*SET EXERCISE*:
Within the material below, find each line bearing the word "React" and present it.

(Rows from a dataset of pages and code)

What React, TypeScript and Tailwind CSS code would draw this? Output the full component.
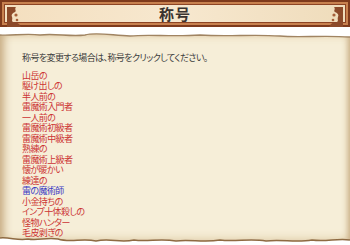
import React from 'react';

const TITLES: { name: string; current?: boolean }[] = [
  { name: '山岳の' },
  { name: '駆け出しの' },
  { name: '半人前の' },
  { name: '雷魔術入門者' },
  { name: '一人前の' },
  { name: '雷魔術初級者' },
  { name: '雷魔術中級者' },
  { name: '熟練の' },
  { name: '雷魔術上級者' },
  { name: '懐が暖かい' },
  { name: '練達の' },
  { name: '雷の魔術師', current: true },
  { name: '小金持ちの' },
  { name: 'インプ十体殺しの' },
  { name: '怪物ハンター' },
  { name: '毛皮剥ぎの' },
];

function Corner({ flip }: { flip?: boolean }) {
  return (
    <svg
      width="14"
      height="20"
      viewBox="0 0 14 20"
      className={flip ? 'absolute right-[2px] top-[2px] -scale-x-100' : 'absolute left-[2px] top-[2px]'}
    >
      <path
        d="M0 0 H9 C7 2 10 4 8 5 C5 6 4 8 5 10 C6 12 4 14 6 15 C8 16 10 15 12 17 C13 18 13 19 14 20 H0 Z"
        fill="#8c4a2a"
      />
      <circle cx="9" cy="8" r="1.6" fill="#a5603a" />
      <circle cx="10" cy="13" r="1.3" fill="#a5603a" />
    </svg>
  );
}

function TitleBar() {
  return (
    <div className="h-[27px] border-[2px] border-[#7e3a1c] bg-[#c8814f] p-[2px]">
      <div className="relative h-full border border-[#8d4424] bg-gradient-to-r from-[#f4dfbf] via-[#f7e8cf] to-[#efdcbb] flex items-center justify-center">
        <Corner />
        <Corner flip />
        <span className="text-[15px] font-bold leading-none text-[#3a3330] tracking-[1px]">称号</span>
      </div>
    </div>
  );
}

function TornEdges() {
  return (
    <svg
      className="absolute inset-0 pointer-events-none"
      width="350"
      height="213"
      viewBox="0 0 350 213"
      preserveAspectRatio="none"
    >
      <path
        d="M0 0 H350 V5 C320 3 300 6 280 4 C250 2 230 5 200 3 C170 5 150 2 130 4 C110 3 95 0 85 3 C70 5 55 1 40 3 C25 1 12 4 0 3 Z"
        fill="#ffffff"
      />
      <path
        d="M0 3 C12 4 25 1 40 3 C55 1 70 5 85 3 C95 0 110 3 130 4 C150 2 170 5 200 3 C230 5 250 2 280 4 C300 6 320 3 350 5"
        fill="none"
        stroke="#a08462"
        strokeWidth="1.4"
      />
      <path
        d="M0 213 V206 C10 205 18 209 28 207 C38 209 46 205 58 207 C70 211 82 206 96 209 C110 206 120 211 134 208 C148 210 160 206 176 209 C190 207 204 211 220 208 C236 210 250 206 266 209 C282 207 296 211 312 208 C326 210 338 206 350 208 V213 Z"
        fill="#ffffff"
      />
      <path
        d="M0 206 C10 205 18 209 28 207 C38 209 46 205 58 207 C70 211 82 206 96 209 C110 206 120 211 134 208 C148 210 160 206 176 209 C190 207 204 211 220 208 C236 210 250 206 266 209 C282 207 296 211 312 208 C326 210 338 206 350 208"
        fill="none"
        stroke="#8e6a42"
        strokeWidth="1.5"
      />
    </svg>
  );
}

export default function App() {
  return (
    <div
      className="w-[350px] h-[245px] bg-white overflow-hidden"
      style={{ fontFamily: '"Noto Sans CJK JP", "Noto Sans", sans-serif' }}
    >
      <TitleBar />
      <div className="relative mt-[5px] h-[213px] bg-[#f6eed8] shadow-[inset_6px_0_8px_-2px_#c8ad84,inset_-4px_0_6px_-2px_#c8ad84,inset_0_-10px_10px_-4px_#e0cca8,inset_0_8px_8px_-4px_#e6d3b0]">
        <TornEdges />
        <div className="relative pl-[22px] pt-[21px] text-[9px] leading-[10.5px] tracking-[-0.6px] [font-feature-settings:'palt']">
          <p className="text-[#3c3c3c]">称号を変更する場合は、称号をクリックしてください。</p>
          <ul className="mt-[7px]">
            {TITLES.map((t) => (
              <li
                key={t.name}
                className={t.current ? 'text-[#3a3ac4] cursor-pointer' : 'text-[#cc3434] cursor-pointer'}
              >
                {t.name}
              </li>
            ))}
          </ul>
        </div>
      </div>
    </div>
  );
}
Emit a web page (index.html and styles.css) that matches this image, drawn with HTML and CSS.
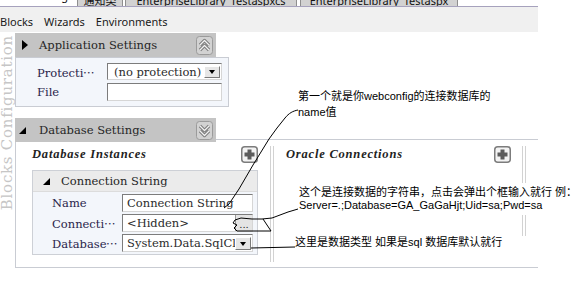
FILE: index.html
```html
<!DOCTYPE html>
<html lang="zh-CN">
<head>
  <meta charset="UTF-8" />
  <meta name="viewport" content="width=device-width, initial-scale=1.0"/>
  <title>Enterprise Library Configuration</title>
  <link rel="stylesheet" href="styles.css">
</head>
<body>
  <div class="tabs">
    <span class="tab tab-active">Setting</span>
    <span class="tab tab-1">通知类</span>
    <span class="tab tab-2">EnterpriseLibrary_Testaspxcs</span>
    <span class="tab tab-3">EnterpriseLibrary_Testaspx</span>
  </div>

  <div class="menubar">
    <span>Blocks</span>
    <span>Wizards</span>
    <span>Environments</span>
  </div>

  <div class="workspace">
    <div class="side"><span class="side-label">Blocks Configuration</span></div>

    <div class="main">
      <!-- Application Settings -->
      <div class="panel-head">
        <span class="caret"><i class="tri-right"></i></span>
        <span class="head-title">Application Settings</span>
        <svg class="fold-btn" width="17" height="19" viewBox="0 0 17 19">
          <rect x="0.5" y="0.5" width="16" height="18" rx="3" fill="#d2d2d2" stroke="#9b9b9b"/>
          <path d="M4 9 L8.5 4.5 L13 9 M4 14 L8.5 9.5 L13 14" fill="none" stroke="#7d7d7d" stroke-width="3.2" stroke-linejoin="round"/>
          <path d="M4 9 L8.5 4.5 L13 9 M4 14 L8.5 9.5 L13 14" fill="none" stroke="#f2f2f2" stroke-width="1.2" stroke-linejoin="round"/>
        </svg>
      </div>
      <div class="app-body">
        <div class="prop-row">
          <span class="prop-label">Protecti⋯</span>
          <span class="field field-select">(no protection)<span class="drop"><i class="tri-down"></i></span></span>
        </div>
        <div class="prop-row prop-row-tall">
          <span class="prop-label">File</span>
          <span class="field"></span>
        </div>
      </div>

      <!-- Database Settings -->
      <div class="panel-head panel-head-db">
        <span class="caret"><i class="tri-corner"></i></span>
        <span class="head-title">Database Settings</span>
        <svg class="fold-btn" width="17" height="19" viewBox="0 0 17 19">
          <rect x="0.5" y="0.5" width="16" height="18" rx="3" fill="#d2d2d2" stroke="#9b9b9b"/>
          <path d="M4 5 L8.5 9.5 L13 5 M4 10 L8.5 14.5 L13 10" fill="none" stroke="#7d7d7d" stroke-width="3.2" stroke-linejoin="round"/>
          <path d="M4 5 L8.5 9.5 L13 5 M4 10 L8.5 14.5 L13 10" fill="none" stroke="#f2f2f2" stroke-width="1.2" stroke-linejoin="round"/>
        </svg>
      </div>
      <div class="db-body">
        <div class="db-col db-col-1">
          <div class="col-head">
            <span class="col-title">Database Instances</span>
            <svg class="add-btn" width="17" height="17" viewBox="0 0 17 17">
              <rect x="0.75" y="0.75" width="15.5" height="15.5" rx="3" fill="#f3f3f3" stroke="#7c7c7c" stroke-width="1.5"/>
              <rect x="6.5" y="3.5" width="4" height="10" fill="#5c5c5c"/>
              <rect x="3.5" y="6.5" width="10" height="4" fill="#5c5c5c"/>
            </svg>
          </div>

          <div class="card">
            <div class="card-head">
              <i class="tri-corner"></i>
              <span class="head-title">Connection String</span>
            </div>
            <div class="card-body">
              <div class="card-row">
                <span class="card-label">Name</span>
                <span class="field">Connection String</span>
              </div>
              <div class="card-row">
                <span class="card-label">Connecti⋯</span>
                <span class="field">&lt;Hidden&gt;<span class="dots">...</span></span>
              </div>
              <div class="card-row">
                <span class="card-label">Database⋯</span>
                <span class="field field-select">System.Data.SqlCli<span class="drop"><i class="tri-down"></i></span></span>
              </div>
            </div>
          </div>
        </div>
        <div class="splitter splitter-1"></div>

        <div class="db-col db-col-2">
          <div class="col-head">
            <span class="col-title">Oracle Connections</span>
            <svg class="add-btn" width="17" height="17" viewBox="0 0 17 17">
              <rect x="0.75" y="0.75" width="15.5" height="15.5" rx="3" fill="#f3f3f3" stroke="#7c7c7c" stroke-width="1.5"/>
              <rect x="6.5" y="3.5" width="4" height="10" fill="#5c5c5c"/>
              <rect x="3.5" y="6.5" width="10" height="4" fill="#5c5c5c"/>
            </svg>
          </div>
        </div>
        <div class="splitter splitter-2"></div>
      </div>
    </div>
  </div>

  <!-- hand-drawn notes on top of the screenshot -->
  <div class="notes">
    <svg class="notes-lines" width="588" height="291" viewBox="0 0 588 291">
      <path d="M298,110 C293,111 289,113 285,118 L277,128 L269,139 L261,152 L253,165 L246,177 L239,189 L233,198 L229,204 L224,208" fill="none" stroke="#000" stroke-width="1"/>
      <path d="M298,209 L288,212 L280,215 L272,218 L262,219 L252,219 L241,218 L235,220 L233,223 L237,225 L234,228 L237,231 L253,231 L271,231 L267,225 L263,219" fill="none" stroke="#000" stroke-width="1"/>
      <path d="M251,248 L295,247" fill="none" stroke="#000" stroke-width="1"/>
    </svg>
    <div class="note note-1">第一个就是你webconfig的连接数据库的<br>name值</div>
    <div class="note note-2">这个是连接数据的字符串，点击会弹出个框输入就行 例：<br>Server=.;Database=GA_GaGaHjt;Uid=sa;Pwd=sa</div>
    <div class="note note-3">这里是数据类型 如果是sql 数据库默认就行</div>
  </div>
</body>
</html>
```

FILE: styles.css
```css
* {
  box-sizing: border-box;
}

body {
  margin: 0;
  width: 588px;
  height: 291px;
  overflow: hidden;
  position: relative;
  background: #fff;
  font-family: "DejaVu Serif", serif;
  font-size: 11.5px;
  color: #222;
}

/* top tab strip, only the bottom edge shows */
.tabs {
  height: 6px;
  overflow: hidden;
  display: flex;
  align-items: flex-end;
  font-family: "Noto Sans", "Noto Sans CJK SC", sans-serif;
  font-size: 11px;
  color: #111;
}

.tab {
  flex: none;
  height: 13px;
  line-height: 14px;
  margin-left: 2px;
  text-align: center;
  white-space: nowrap;
  overflow: hidden;
  background: #d2d2d2;
  border: 1px solid #8f8f8f;
  border-bottom: 0;
}

.tab-active {
  width: 75px;
  height: 17px;
  margin-left: 0;
  padding-right: 7px;
  text-align: right;
  background: none;
  border: 0;
}

.tab-1 { width: 46px; }
.tab-2 { width: 172px; }
.tab-3 { width: 158px; margin-left: 3px; }

.menubar {
  width: 538px;
  height: 26px;
  padding-top: 4px;
  display: flex;
  border-top: 1px solid #a6a2bd;
  background: #f0f0f0;
  font-family: "Noto Sans", sans-serif;
  font-size: 11px;
  line-height: 21px;
  color: #1a1a1a;
}

.menubar span {
  margin-right: 11px;
}

.workspace {
  width: 538px;
  height: 259px;
  display: flex;
  overflow: hidden;
}

.side {
  width: 15px;
  flex: none;
  padding-top: 3px;
}

.side-label {
  display: block;
  writing-mode: vertical-rl;
  transform: rotate(180deg);
  font-size: 15px;
  line-height: 14px;
  letter-spacing: 0.75px;
  color: #c6c6c6;
  white-space: nowrap;
}

.main {
  flex: 1;
  padding-top: 1px;
}

/* section headers */
.panel-head {
  width: 201px;
  height: 24px;
  display: flex;
  align-items: center;
  background: #c4c4c4;
  padding-right: 3px;
}

.panel-head-db {
  margin-top: 11px;
  margin-bottom: -3px;
  position: relative;
  z-index: 1;
}

.caret {
  width: 24px;
  flex: none;
  display: flex;
  align-items: center;
}

.head-title {
  flex: 1;
  color: #262626;
}

.fold-btn {
  flex: none;
  display: block;
}

.tri-right {
  display: block;
  margin-left: 7px;
  width: 0;
  height: 0;
  border-left: 6px solid #000;
  border-top: 5px solid transparent;
  border-bottom: 5px solid transparent;
}

.tri-corner {
  display: block;
  margin-left: 4px;
  width: 0;
  height: 0;
  border-bottom: 7px solid #000;
  border-left: 7px solid transparent;
}

.tri-down {
  display: block;
  width: 0;
  height: 0;
  border-top: 4px solid #000;
  border-left: 3px solid transparent;
  border-right: 3px solid transparent;
}

/* application settings body */
.app-body {
  width: 214px;
  height: 50px;
  padding: 5px 6px 0 21px;
  border: 1px solid #c9ccd3;
  background: #f3f6fb;
}

.prop-row {
  height: 17px;
  display: flex;
  align-items: center;
}

.prop-row-tall {
  height: 18px;
  margin-top: 3px;
}

.prop-label {
  width: 70px;
  flex: none;
  color: #2a244a;
}

.field {
  flex: 1;
  height: 100%;
  position: relative;
  display: flex;
  align-items: center;
  padding-left: 4px;
  white-space: nowrap;
  overflow: hidden;
  background: #fff;
  border: 1px solid;
  border-color: #7c7c7c #d6d6d6 #d6d6d6 #7c7c7c;
  color: #2b2b2b;
}

.prop-row .field-select {
  padding-left: 6px;
}

.drop {
  position: absolute;
  right: 1px;
  top: 2px;
  bottom: 1px;
  width: 16px;
  display: flex;
  align-items: center;
  justify-content: center;
  background: #e6e6e6;
  border: 1px solid;
  border-color: #fff #7a7a7a #7a7a7a #fff;
}

.dots {
  position: absolute;
  right: 0;
  top: 0;
  bottom: 0;
  width: 17px;
  line-height: 20px;
  text-align: center;
  font-size: 10px;
  background: #e4e4e4;
  border-left: 1px solid #9a9a9a;
}

/* database settings body */
.db-body {
  width: 545px;
  height: 129px;
  padding-top: 6px;
  display: flex;
  align-items: flex-start;
  border: 1px solid #c9ccd3;
  background: #fff;
}

.db-col-1 {
  width: 254px;
  padding: 0 12px 0 16px;
}

.db-col-2 {
  width: 248px;
  padding: 0 11px 0 12px;
}

.col-head {
  height: 17px;
  display: flex;
  align-items: center;
  justify-content: space-between;
}

.col-title {
  font-family: "Liberation Serif", serif;
  font-style: italic;
  font-weight: bold;
  font-size: 12.5px;
  letter-spacing: 0.8px;
  color: #222;
}

.add-btn {
  display: block;
}

.splitter {
  width: 4px;
  flex: none;
  border-left: 1px solid #d2d2d2;
  border-right: 1px solid #d2d2d2;
}

.splitter-1 { height: 116px; }
.splitter-2 { height: 90px; }

.card {
  margin-top: 7px;
  width: 226px;
  border: 1px solid #cdd0d6;
  background: #f3f6fb;
}

.card-head {
  height: 21px;
  display: flex;
  align-items: center;
  gap: 11px;
  padding-left: 10px;
  background: #ebebeb;
  border-bottom: 1px solid #dcdcdc;
}

.card-head .tri-corner {
  margin-left: 0;
}

.card-body {
  padding: 2px 4px 2px 19px;
}

.card-row {
  height: 18px;
  margin-bottom: 2px;
  display: flex;
  align-items: center;
}

.card-row:last-child {
  margin-bottom: 0;
}

.card-label {
  width: 70px;
  flex: none;
  color: #2a244a;
}

/* notes drawn over the window */
.notes {
  position: absolute;
  left: 0;
  top: 0;
  width: 588px;
  height: 291px;
  pointer-events: none;
}

.notes-lines {
  position: absolute;
  left: 0;
  top: 0;
}

.note {
  position: absolute;
  font-family: "Liberation Sans", "Noto Sans CJK SC", sans-serif;
  font-size: 11px;
  color: #000;
  white-space: nowrap;
}

.note-1 {
  left: 298px;
  top: 88px;
  line-height: 16px;
}

.note-2 {
  left: 299px;
  top: 183px;
  padding: 3px 0;
  line-height: 13px;
  background: #fff;
}

.note-3 {
  left: 295px;
  top: 236px;
  line-height: 13px;
  background: #fff;
}
```
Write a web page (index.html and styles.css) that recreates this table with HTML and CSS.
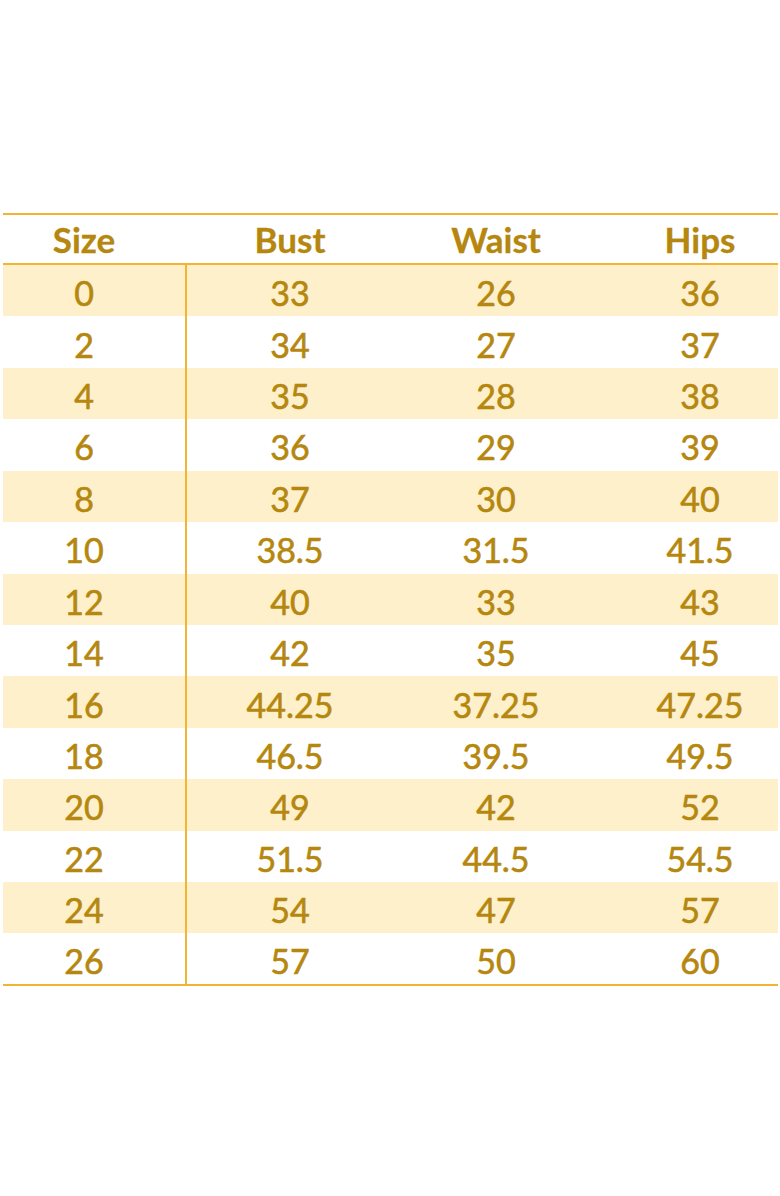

*EXERCISE RESPONSE*:
What React, TypeScript and Tailwind CSS code would draw this? Output the full component.
import React from 'react';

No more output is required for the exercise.